As other reviewers have said, the work is a bit dated, and I wish there was something comparable that I know of, and could read. I also wish I read this book after my trip to Italy, rather than as a means of preparation for it. One needs to experience Italy first, and experience it deeply before one can really get all that Barzini has to offer. The book could have been more tightly written, each chapter takes off in a different direction, and I would opt for a definite objective for the book with more streamlining. I would have hoped that, by 1964, Calabria would have been more spoken about. My mother's parents came from there, as did many "mezzogiorno" who did not benefit from the "risorgimento". I don't think this was dealt with sufficiently in the chapter on the "Mezzogiorno Problem". Who was Barzini's audience?
On the other hand much of the information is enlightening. And some of it is entertaining. His conclusions are worth reading. But go experience the country for the summer first, and then come back and read this work.



4 out of 5 stars Superfluous Cynicism.   August 28, 2007
Steve Guardala (Land Of The Dying Gaul!!!)
17 out of 20 found this review helpful

This elegant, but dated book appears to fit Mr. Barzini's pessimistic generation. Which after living through two world wars & the great depression is understandable. However, as he stated in the preface this is not a scholarly or scientific analysis. The reader should take his observations with a "block of salt." It is safe to say that the vast majority of books on national character are usually oversimplifications.

But, at times the author hits the target of the elusive Italian national character. I would read the forward & conclusion first, & than the book in its entirety. The heart of the book for me is on pages 331-4. As for the chapters, I will critique each in order, & give the most informative pages. Ch1, Visit Italy & you will find out for yourself. Ch2, history entices visitors. The main pages are 25-7. Ch3, This is very subjective, & all individuals must find out on his/her own, main pages of interest are 54-7. Ch4, This was repetitive, spectacle an ancient habit, main pages 68-70. Ch5, There is some truth for sure, pages 80-1, 92-3 & 100 are very intruiging. the latter page was even funny. Ch6, About the economics of the country as a whole. This was very dated even when the author wrote it. Ch7, hero or Benito lite? You will find this one very deep indeed.


Ch8, it is true enough that double delusions can increase chaos in ones society. Ch9, comfort with the status quo? Ch10, the Italians never truly adopted the farce of feudalism.
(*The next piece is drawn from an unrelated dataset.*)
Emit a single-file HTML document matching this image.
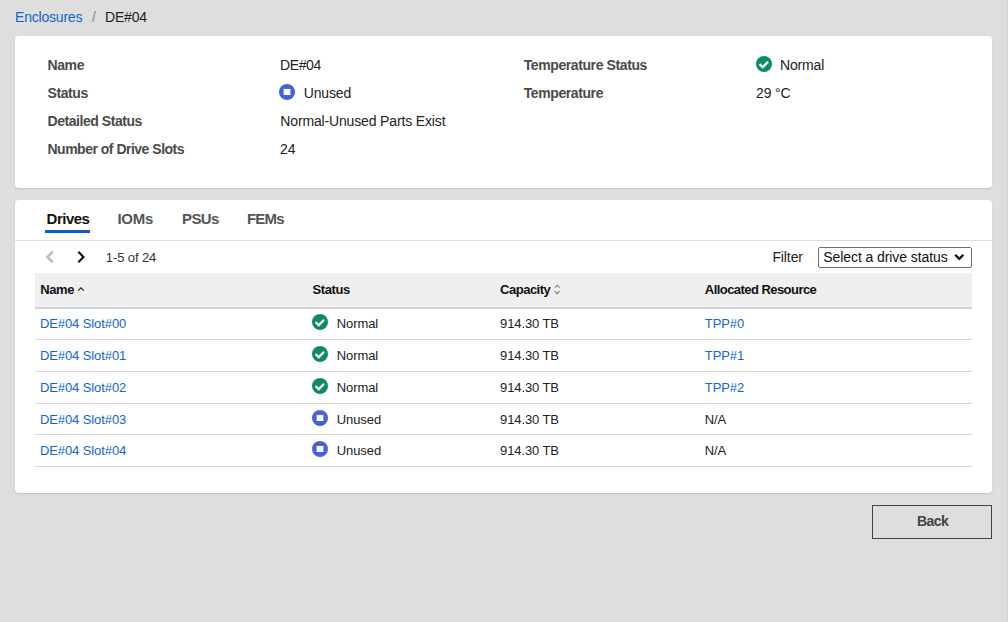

Ch11, The refuge & torment of family. Pages 190-2 are very good. His analysis about the vast commonalities between Italian, Jewish, & Chinese families was truly striking. The economist Thomas Sowell noted the same traits in his 1981 book, Ethnic America. Ch12, this chapter could easily apply to any western society, there was nothing new here. Ch14, this was an enigma inside a labyrinth, pages 260-70 made for some noteworthy observations. Ch15, pages 283-92 will make the reader think deeply about life. Ch16, perhaps, the most interesting chapter? pages 309-13 were filled with the most fascinating facts. On the whole the author addresses the problems of a very divided society with some brilliant historical analysis. The pervasive problems of Italian society are there for all to see. But, Mr. Barzini gives no solutions. In certain ways he hints at the answers in chapter 7, "The Obsession With Antiquity." When the reader truly wants to know how & why Italians have remained so divided over the past fifteen centuries you will have to go back & study the late Roman empire. I suggest any books by Michael Grant or Adrain Goldsworthy as a good start.



2 out of 5 stars If you like books about unicorns, read this   January 19, 2000
Robert S. Newman (Marblehead, Massachusetts USA)
16 out of 35 found this review helpful

I'll put my opinion first, so there won't be any doubt in your mind. I don't believe that you can write useful books about national character. Is there really such a thing as "national character"? People are just too different, too unpredictable. How well can you predict the behavior of the people closest to you ? How well can you predict what people in your own country will do ? Would every Italian, if they could write well, have written the same book as Mr. Barzini ? I seriously doubt it. So what we have in THE ITALIANS is one man's views on the conglomerate nature of 50 million Italians. After reading it, I felt even more strongly that such books, though possibly entertaining, are a waste of time. An informative book about unicorns--but do they exist ? Anthropologists have been concerned, for many years, in getting the "inside view"--the view of a culture as seen by the person within it. While Barzini is indisputable Italian, he tries to visualize Italians as seen by foreign visitors, then explain to those of us not lucky enough to travel there, why they are as visitors see them, or why they are not as foreigners may think. This is not a successful gambit. Cultures are based on many general factors--like history, socio-economic patterns, religion, family, etc.---but the specific results are just that, specific. Barzini covers many topics--the importance of spectacle and giving an illusion of something rather than actually having that quality; the family vs. the state; Italian modes of achieving success; the north-south split; Sicily and the Mafia; and last, the tragedy of Italy's long domination by foreigners. But nothing really connects. There are only superficial, scattered impressions, nothing very concrete to grasp. The reader is left with a handful of stereotypes. Barzini is at his best when describing the lives and modus operandi of particular characters in Italian history. These sections were well-written and interesting. But his portrayal of Italian "character" is fuzzy, contradictory, and ultimately, unconvincing. Finally, if you are a lover of lists, you will thrill to this book, because there is a list on nearly every single page. Myself, I got pretty tired of those lists. If you want to know something useful about Italy, read another book. If you just want entertainment, which might support any stereotypes you have about Italians, then this book could be for you.